Twilight’s Last Gleaming
Washington, DC, really is quite a show: all white granite and marble, columns and arches, open spaces and great vistas. Despite my political cynicism, and sense that the place is all sound and fury signifying nothing, it’s pretty difficult not to be impressed.
Of course, I’m sure that’s what Mills, Bacon, and L’Enfant intended in borrowing from Greek, Roman and Egyptian architecture. A nation is defined by its symbols. In the The Washington Monument, Lincoln Memorial, National Mall, and all that has come since, we have feigned a sense of history, gravity, and diversity. In surrounding our capitol with our greatest art, artifacts, science, and technology, we demonstrate our values. At least on the surface. Impoverished neighborhoods are just a stone’s throw away. Some 300,000 war dead lie interned just across the river. And let’s not forget that for all intents and purposes, the town — and the nation — is run by a bunch of rich white guys.
Still, the monuments, expanses and vistas never fail to stir something in me, despite myself. In brief flashes, I am reminded of what we could be (virtuous ministers of individual liberty through informed consensus) instead of what we are (market-driven consumers bombing and entertaining the rest of the planet into submission).
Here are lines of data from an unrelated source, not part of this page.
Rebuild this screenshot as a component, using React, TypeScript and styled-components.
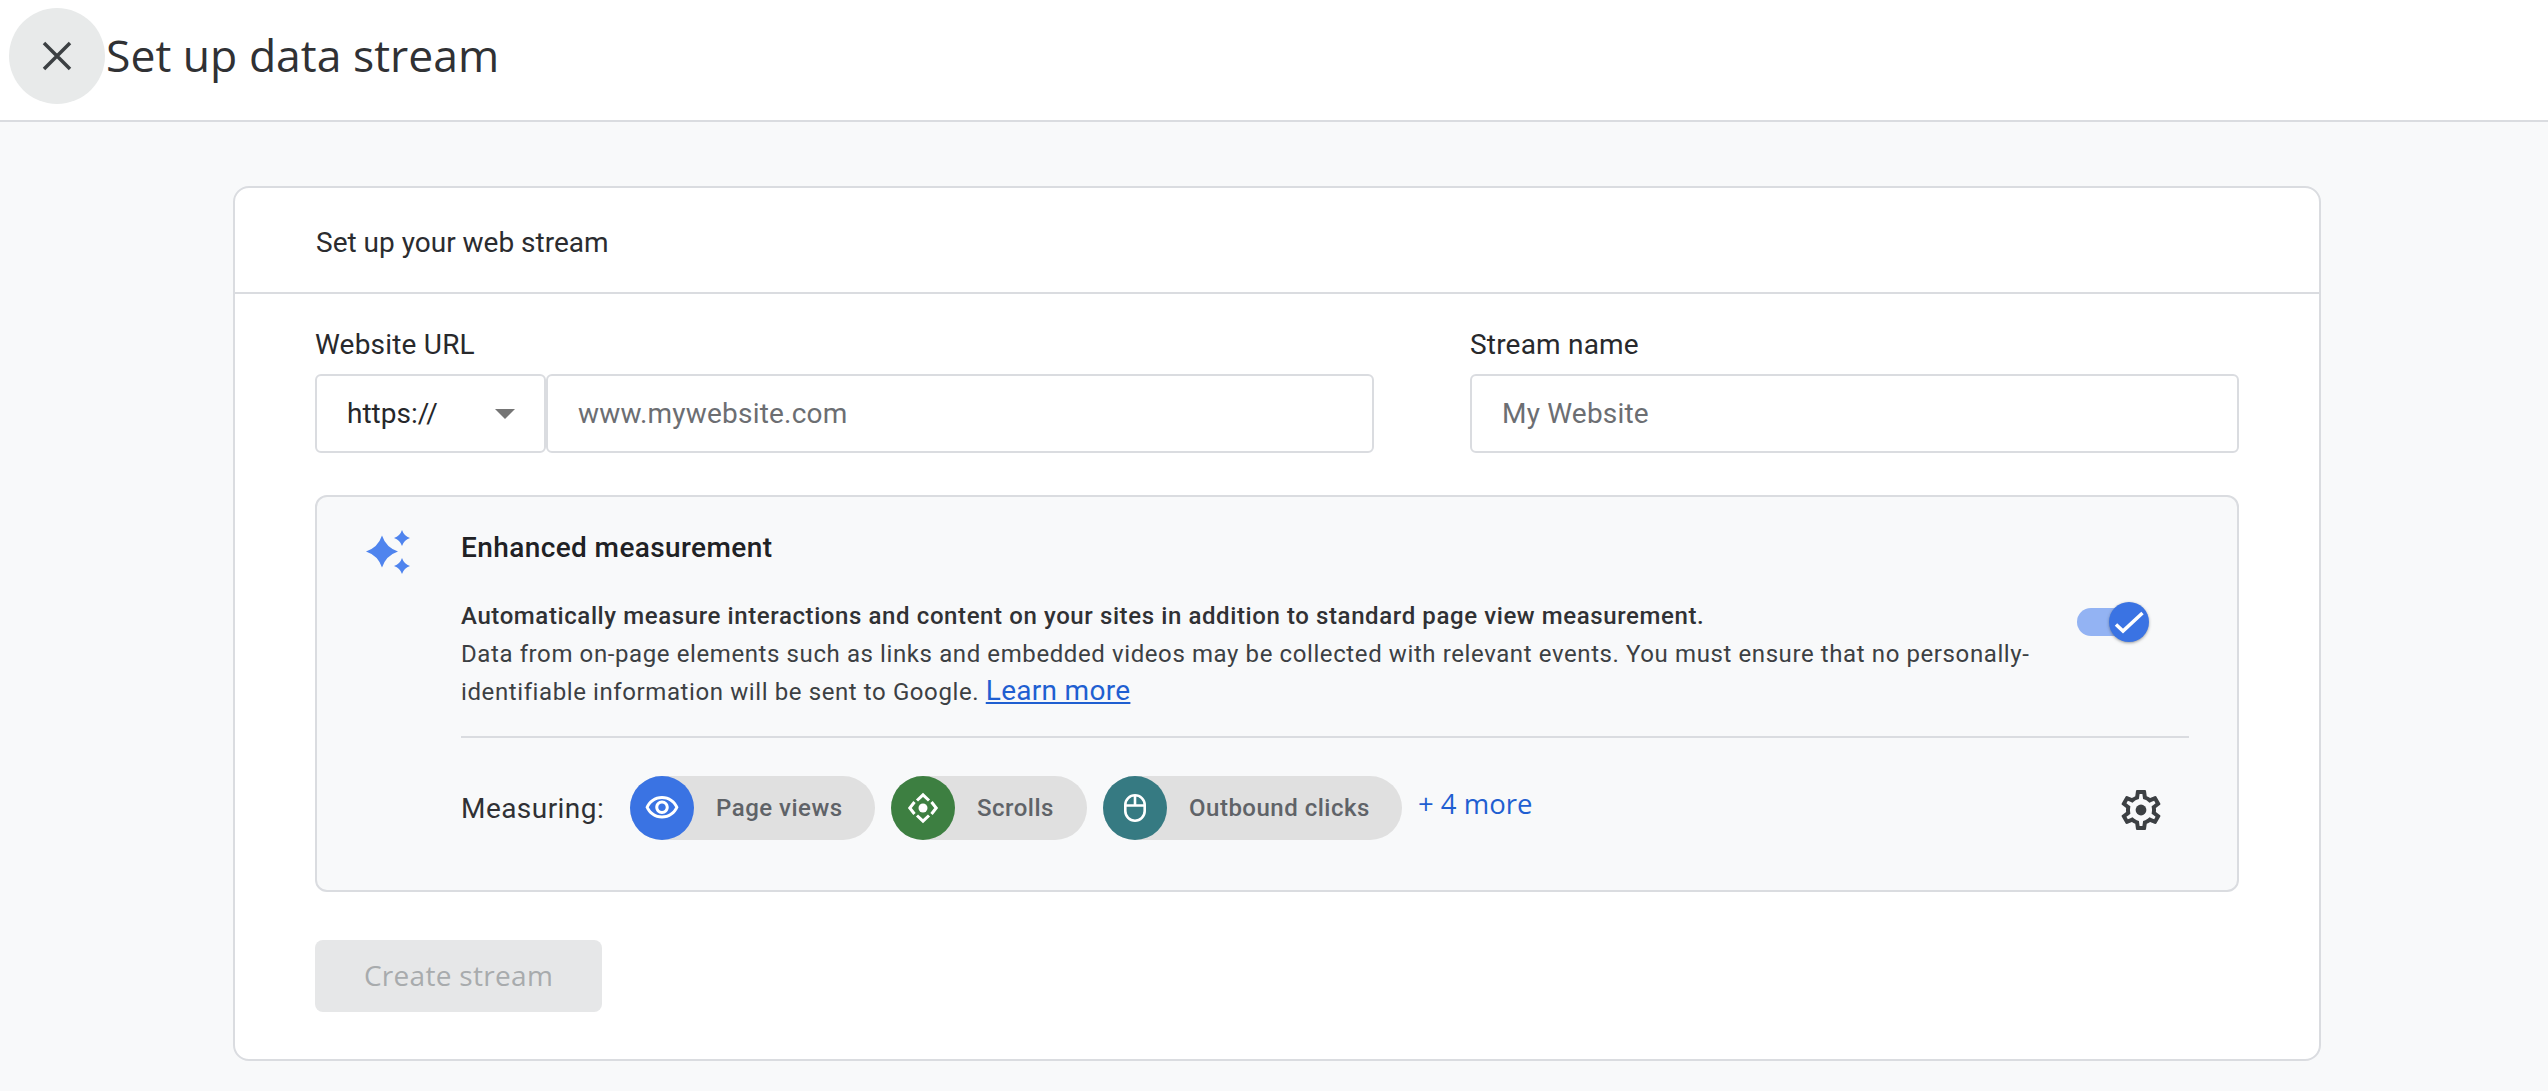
import React from "react";
import styled, { createGlobalStyle } from "styled-components";

const GlobalStyle = createGlobalStyle`
  html, body {
    margin: 0;
    height: 100%;
    background: #f8f9fa;
    overflow: hidden;
  }
  * { box-sizing: border-box; }
`;

const Page = styled.div`
  width: 2548px;
  height: 1091px;
  font-family: Roboto, "Liberation Sans", sans-serif;
  color: #202124;
`;

const TopBar = styled.header`
  height: 122px;
  padding: 8px 0 0 9px;
  display: flex;
  align-items: flex-start;
  background: #fff;
  border-bottom: 2px solid #dadce0;
`;

const CloseButton = styled.button`
  width: 96px;
  height: 96px;
  border: 0;
  padding: 0;
  border-radius: 50%;
  background: #e8eaea;
  color: #3c4043;
  display: flex;
  align-items: center;
  justify-content: center;
`;

const PageTitle = styled.h1`
  margin: 0 0 0 1px;
  font-family: "Open Sans", sans-serif;
  font-size: 44.5px;
  line-height: 94px;
  font-weight: 500;
  color: #303134;
`;

const Main = styled.main`
  padding: 64px 227px 0 233px;
`;

const Card = styled.section`
  height: 875px;
  background: #fff;
  border: 2px solid #dadce0;
  border-radius: 16px;
`;

const CardHeader = styled.div`
  height: 106px;
  padding: 5px 0 0 81px;
  display: flex;
  align-items: center;
  border-bottom: 2px solid #dadce0;
  font-size: 28px;
  color: #2b2c2f;
`;

const CardBody = styled.div`
  padding: 29px 80px 0;
`;

const FieldRow = styled.div`
  display: grid;
  grid-template-columns: 1059px 769px;
  justify-content: space-between;
`;

const Field = styled.div`
  display: flex;
  flex-direction: column;
`;

const Label = styled.label`
  font-size: 28px;
  line-height: 44px;
  letter-spacing: 0.2px;
  color: #28292c;
  margin-bottom: 7px;
`;

const InputGroup = styled.div`
  display: flex;
`;

const SelectBox = styled.div`
  width: 231px;
  height: 79px;
  padding: 0 29px 0 30px;
  display: flex;
  align-items: center;
  justify-content: space-between;
  border: 2px solid #dadce0;
  border-radius: 6px;
  background: #fff;
  font-size: 28px;
  color: #26272a;
`;

const Caret = styled.span`
  width: 0;
  height: 0;
  border-left: 10px solid transparent;
  border-right: 10px solid transparent;
  border-top: 10px solid #757575;
`;

const TextInput = styled.input`
  flex: 1;
  min-width: 0;
  height: 79px;
  padding: 0 30px;
  border: 2px solid #dadce0;
  border-radius: 6px;
  background: #fff;
  font-family: inherit;
  font-size: 28px;
  letter-spacing: 0.2px;
  outline: none;

  &::placeholder {
    color: #6c6e72;
    opacity: 1;
  }
`;

const MeasurePanel = styled.div`
  margin-top: 42px;
  height: 397px;
  padding: 32px 48px 0 47px;
  display: grid;
  grid-template-columns: 48px 1fr;
  column-gap: 49px;
  background: #f8f9fa;
  border: 2px solid #dadce0;
  border-radius: 12px;
`;

const Sparkle = styled.svg`
  fill: #4f84ee;
`;

const PanelContent = styled.div`
  display: flex;
  flex-direction: column;
`;

const PanelTitle = styled.h2`
  margin: 0;
  font-size: 28px;
  line-height: 38px;
  font-weight: 500;
  letter-spacing: 0.4px;
  color: #202124;
`;

const DescriptionRow = styled.div`
  margin-top: 30px;
  display: flex;
  justify-content: space-between;
  padding-right: 60px;
`;

const Description = styled.div`
  width: 1590px;
  font-size: 24px;
  line-height: 38px;
  letter-spacing: 0.6px;
  color: #3c4043;
`;

const Lead = styled.div`
  font-weight: 500;
  color: #303134;
`;

const LearnMore = styled.a`
  display: inline-block;
  font-size: 28px;
  line-height: 30px;
  letter-spacing: 0.3px;
  color: #1f5fd1;
  text-decoration: underline;
`;

const Toggle = styled.div`
  position: relative;
  width: 52px;
  height: 28px;
  margin-top: 11px;
  border-radius: 14px;
  background: #93b3f3;
`;

const Thumb = styled.span`
  position: absolute;
  top: -6px;
  right: -20px;
  width: 40px;
  height: 40px;
  border-radius: 50%;
  background: #3a73e3;
  box-shadow: 0 1px 3px rgba(60, 64, 67, 0.5);
  display: flex;
  align-items: center;
  justify-content: center;
`;

const Divider = styled.hr`
  margin: 25px 0 0;
  border: 0;
  border-top: 2px solid #dadce0;
`;

const MeasuringRow = styled.div`
  margin-top: 38px;
  display: flex;
  align-items: center;
`;

const MeasuringLabel = styled.span`
  width: 169px;
  font-size: 28px;
  letter-spacing: 0.45px;
  color: #303134;
`;

const Chips = styled.div`
  display: flex;
  gap: 16px;
  align-items: center;
`;

const Chip = styled.div<{ $width: number }>`
  width: ${(p) => p.$width}px;
  height: 64px;
  display: flex;
  align-items: center;
  border-radius: 32px;
  background: #e0e0e0;
`;

const ChipIcon = styled.span<{ $color: string }>`
  width: 64px;
  height: 64px;
  flex-shrink: 0;
  border-radius: 50%;
  background: ${(p) => p.$color};
  display: flex;
  align-items: center;
  justify-content: center;
  color: #fff;
`;

const ChipText = styled.span`
  margin-left: 22px;
  font-size: 24px;
  font-weight: 500;
  letter-spacing: 0.5px;
  color: #5f6368;
`;

const MoreLink = styled.a`
  margin-top: -9px;
  font-family: "Open Sans", sans-serif;
  font-size: 27.5px;
  font-weight: 500;
  color: #1f5fd1;
  text-decoration: none;
`;

const Gear = styled.svg`
  margin: 4px 24px 0 auto;
  fill: #3c4043;
`;

const CreateButton = styled.button`
  display: block;
  margin-top: 48px;
  width: 287px;
  height: 72px;
  padding: 0 0 3px;
  border: 0;
  border-radius: 8px;
  background: #e6e7e8;
  color: #a8abad;
  font-family: "Open Sans", sans-serif;
  font-size: 28px;
  letter-spacing: 0.3px;
`;

const chips = [
  {
    label: "Page views",
    color: "#3a73e3",
    width: 245,
    icon: (
      <svg width="36" height="36" viewBox="0 0 24 24" fill="currentColor">
        <path d="M12 6c3.79 0 7.17 2.13 8.82 5.5C19.17 14.87 15.79 17 12 17s-7.17-2.13-8.82-5.5C4.83 8.13 8.21 6 12 6m0-2C7 4 2.73 7.11 1 11.5 2.73 15.89 7 19 12 19s9.27-3.11 11-7.5C21.27 7.11 17 4 12 4zm0 5c1.38 0 2.5 1.12 2.5 2.5S13.38 14 12 14s-2.5-1.12-2.5-2.5S10.62 9 12 9m0-2c-2.48 0-4.5 2.02-4.5 4.5S9.52 16 12 16s4.5-2.02 4.5-4.5S14.48 7 12 7z" />
      </svg>
    ),
  },
  {
    label: "Scrolls",
    color: "#3d7f41",
    width: 196,
    icon: (
      <svg width="32" height="32" viewBox="0 0 32 32" fill="none" stroke="currentColor" strokeWidth="3">
        <path d="M10 8.500 16 2.800l6 5.700" />
        <path d="M10 23.500 16 29.200l6-5.700" />
        <path d="M7.500 10 2.800 16l4.700 6" />
        <path d="M24.500 10 29.200 16l-4.700 6" />
        <circle cx="16" cy="16" r="4.500" fill="currentColor" stroke="none" />
      </svg>
    ),
  },
  {
    label: "Outbound clicks",
    color: "#367a82",
    width: 299,
    icon: (
      <svg width="32" height="32" viewBox="0 0 32 32" fill="none" stroke="currentColor" strokeWidth="2.600">
        <rect x="6.300" y="3.300" width="19.400" height="25.400" rx="9.700" />
        <path d="M6.300 13.500h19.400M16 3.300v10.200" />
      </svg>
    ),
  },
];

const App = () => {
  return (
    <Page>
      <GlobalStyle />
      <TopBar>
        <CloseButton aria-label="Close">
          <svg width="32" height="32" viewBox="0 0 32 32" fill="none" stroke="currentColor" strokeWidth="3.500">
            <path d="M3 3l26 26M29 3 3 29" />
          </svg>
        </CloseButton>
        <PageTitle>Set up data stream</PageTitle>
      </TopBar>
      <Main>
        <Card>
          <CardHeader>Set up your web stream</CardHeader>
          <CardBody>
            <FieldRow>
              <Field>
                <Label>Website URL</Label>
                <InputGroup>
                  <SelectBox>
                    https://
                    <Caret />
                  </SelectBox>
                  <TextInput placeholder="www.mywebsite.com" />
                </InputGroup>
              </Field>
              <Field>
                <Label>Stream name</Label>
                <TextInput placeholder="My Website" />
              </Field>
            </FieldRow>
            <MeasurePanel>
              <Sparkle width="48" height="48" viewBox="0 0 48 48">
                <path d="M18 6.500Q22 18.500 34 22.500 22 26.500 18 38.500 14 26.500 2 22.500 14 18.500 18 6.500z" />
                <path d="M38 1Q40 7 46 9 40 11 38 17 36 11 30 9 36 7 38 1z" />
                <path d="M38 29Q40 35 46 37 40 39 38 45 36 39 30 37 36 35 38 29z" />
              </Sparkle>
              <PanelContent>
                <PanelTitle>Enhanced measurement</PanelTitle>
                <DescriptionRow>
                  <Description>
                    <Lead>
                      Automatically measure interactions and content on your sites in addition to standard page view
                      measurement.
                    </Lead>
                    Data from on-page elements such as links and embedded videos may be collected with relevant events.
                    You must ensure that no personally-identifiable information will be sent to Google.{" "}
                    <LearnMore href="#">Learn more</LearnMore>
                  </Description>
                  <Toggle>
                    <Thumb>
                      <svg width="30" height="30" viewBox="0 0 30 30" fill="none" stroke="#fff" strokeWidth="3.500">
                        <path d="M2 17.500 9 24 28.500 6" />
                      </svg>
                    </Thumb>
                  </Toggle>
                </DescriptionRow>
                <Divider />
                <MeasuringRow>
                  <MeasuringLabel>Measuring:</MeasuringLabel>
                  <Chips>
                    {chips.map((c) => (
                      <Chip key={c.label} $width={c.width}>
                        <ChipIcon $color={c.color}>{c.icon}</ChipIcon>
                        <ChipText>{c.label}</ChipText>
                      </Chip>
                    ))}
                    <MoreLink href="#">+ 4 more</MoreLink>
                  </Chips>
                  <Gear width="48" height="48" viewBox="0 0 24 24">
                    <path d="M19.430 12.980c.04-.32.07-.64.07-.98 0-.34-.03-.66-.07-.98l2.110-1.650c.19-.15.24-.42.12-.64l-2-3.460c-.09-.16-.26-.25-.44-.25-.06 0-.12.01-.17.03l-2.490 1c-.52-.4-1.080-.73-1.690-.98l-.38-2.650C14.460 2.180 14.250 2 14 2h-4c-.25 0-.46.18-.49.42l-.38 2.650c-.61.25-1.170.59-1.690.98l-2.490-1c-.06-.02-.12-.03-.18-.03-.17 0-.34.09-.43.25l-2 3.460c-.13.22-.07.49.12.64l2.110 1.650c-.04.32-.07.65-.07.98 0 .33.03.66.07.98l-2.110 1.650c-.19.15-.24.42-.12.64l2 3.460c.09.16.26.25.44.25.06 0 .12-.01.17-.03l2.490-1c.52.4 1.080.73 1.690.98l.38 2.650c.03.24.24.42.49.42h4c.25 0 .46-.18.49-.42l.38-2.650c.61-.25 1.170-.59 1.690-.98l2.490 1c.06.02.12.03.18.03.17 0 .34-.09.43-.25l2-3.460c.12-.22.07-.49-.12-.64l-2.110-1.650zm-1.980-1.710c.04.31.05.52.05.73 0 .21-.02.43-.05.73l-.14 1.130.89.7 1.080.84-.7 1.210-1.270-.51-1.040-.42-.9.68c-.43.32-.84.56-1.250.73l-1.060.43-.16 1.130-.2 1.350h-1.400l-.19-1.350-.16-1.130-1.060-.43c-.43-.18-.83-.41-1.230-.71l-.91-.7-1.060.43-1.270.51-.7-1.210 1.080-.84.89-.7-.14-1.130c-.03-.31-.05-.54-.05-.74s.02-.43.05-.73l.14-1.130-.89-.7-1.080-.84.7-1.210 1.270.51 1.040.42.9-.68c.43-.32.84-.56 1.250-.73l1.060-.43.16-1.130.2-1.350h1.390l.19 1.350.16 1.130 1.060.43c.43.18.83.41 1.230.71l.91.7 1.060-.43 1.270-.51.7 1.210-1.070.85-.89.7.14 1.130z" />
                    <circle cx="12" cy="12" r="2.700" />
                  </Gear>
                </MeasuringRow>
              </PanelContent>
            </MeasurePanel>
            <CreateButton disabled>Create stream</CreateButton>
          </CardBody>
        </Card>
      </Main>
    </Page>
  );
};

export default App;
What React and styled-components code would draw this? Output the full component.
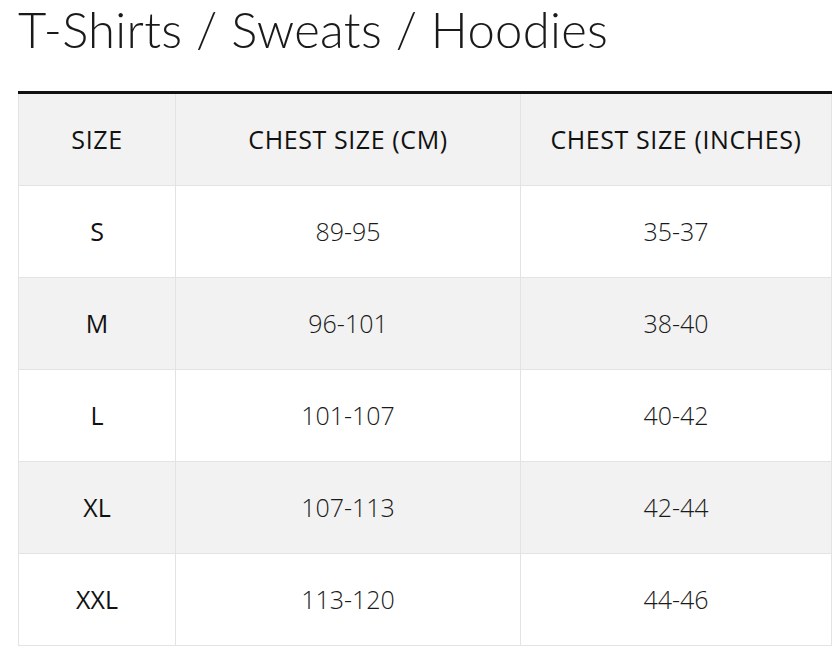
import styled, { createGlobalStyle } from "styled-components";

const GlobalStyle = createGlobalStyle`
  body {
    margin: 0;
    background: #fff;
    font-family: "Open Sans", Lato, sans-serif;
    color: #111;
  }
`;

const rows = [
  ["S", "89-95", "35-37"],
  ["M", "96-101", "38-40"],
  ["L", "101-107", "40-42"],
  ["XL", "107-113", "42-44"],
  ["XXL", "113-120", "44-46"],
];

function App() {
  return (
    <>
      <GlobalStyle />
      <Page>
        <Title>T-Shirts / Sweats / Hoodies</Title>
        <SizeTable>
          <colgroup>
            <col style={{ width: 157 }} />
            <col style={{ width: 345 }} />
            <col style={{ width: 311 }} />
          </colgroup>
          <thead>
            <tr>
              <HeadCell>SIZE</HeadCell>
              <HeadCell>CHEST SIZE (CM)</HeadCell>
              <HeadCell>CHEST SIZE (INCHES)</HeadCell>
            </tr>
          </thead>
          <tbody>
            {rows.map((row, index) => (
              <Row key={row[0]} $shaded={index % 2 === 1}>
                <SizeCell>{row[0]}</SizeCell>
                <Cell>{row[1]}</Cell>
                <Cell>{row[2]}</Cell>
              </Row>
            ))}
          </tbody>
        </SizeTable>
      </Page>
    </>
  );
}

const Page = styled.div`
  padding: 0 9px 0 18px;
`;

const Title = styled.h1`
  margin: 0;
  height: 91px;
  font-family: Lato, sans-serif;
  font-size: 49px;
  font-weight: 300;
  line-height: 58px;
  color: #1a1a1a;
  letter-spacing: 0.3px;
`;

const SizeTable = styled.table`
  width: 813px;
  border-collapse: collapse;
  table-layout: fixed;
  border-top: 3px solid #111;
`;

const HeadCell = styled.th`
  height: 89px;
  padding: 0 0 2px;
  background: #f2f2f2;
  border: 1px solid #e3e3e3;
  border-top: none;
  font-size: 25px;
  font-weight: 400;
  line-height: 30px;
  letter-spacing: 0.6px;
  color: #111;
  text-align: center;
  vertical-align: middle;
`;

const Row = styled.tr`
  background: ${(p) => (p.$shaded ? "#f2f2f2" : "#fff")};
`;

const Cell = styled.td`
  height: 89px;
  padding: 0 0 2px;
  border: 1px solid #e3e3e3;
  font-size: 25px;
  font-weight: 300;
  line-height: 30px;
  color: #1a1a1a;
  text-align: center;
  vertical-align: middle;
`;

const SizeCell = styled(Cell)`
  color: #111;
  font-weight: 400;
`;

export default App;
Chris and I were there Friday to gather materials for our Mister Rogers documentary, “Mister Rogers & Me” (click here for more on the making of the film, and Friday’s shoot). We wanted to place Mister Rogers in a greater cultural context by showing his sweater in The Smithsonian, and speaking with a cross section of the population about their memories of the man and his legacy.
Having spent some of my childhood in nearby Waldorf, Maryland, there are some memories in DC. I remember standing in awe beneath the elephant diorama in great hall of the National Museum of Natural History. I remember watching “To Fly” on the National Air and Space Museum‘s giant IMAX screen. I remember sailing wooden boats on the Reflecting Pool. I remember climbing on a life-size triceratops, and riding the carousel in from of Smithsonian Castle. Just a few years ago, I ran along the edge of the Tidal Basin through and explosion of cherry blossoms.
On Friday, I paced those dusty paths as Chris gathered b-roll of the The Mall, The Monument, and the museums. I looked up towards the Capitol and pictured John F. Kennedy’s inauguration (“With a good conscience our only sure reward, with history the final judge of our deeds, let us go forth to lead the land we love, asking His blessing and His help, but knowing that here on earth God’s work must truly be our own.”). Then I turned towards the Lincoln Memorial and recited Martin Luther King’s “I Have A Dream” speech (“When we let freedom ring, when we let it ring from every village and every hamlet, from every state and every city, we will be able to speed up that day when all of God’s children, black men and white men, Jews and Gentiles, Protestants and Catholics, will be able to join hands and sing in the words of the old Negro spiritual, “Free at last! Free at last! Thank God Almighty, we are free at last!”).
It is a swampy city of ghosts rattling their chains, urging us to remember.
When shooting was wrapped, we walked towards Air and Space.
“Jen said to make sure we came home with something for Ethan,'” Chris said.
We knew, though, that we were going for us.
The National Air and Space Museum is, after all, the most popular museum on The Mall. What is it, I wondered aloud, that makes that so? The Star Spangled Banner, The Constitution, Dorothy’s Ruby Slippers and Fonzie’s leather jacket are all within reach. Why, then, does America and the world flock to this place?
Despite four bags filled with cameras, computers, and video tape, we slipped through security. Almost immediately, I understood our collective attraction to the place. There before me was The Wright Brother’s Kitty Hawk, Charles Lindbergh’s Spirit of St. Louis, and the Apollo 11 command module. In one wide shot, I saw the history of flight. In one instant, I was reminded of what we were capable. In one second, I remembered that, at our best, we can fly. On a good day, we soar among the clouds.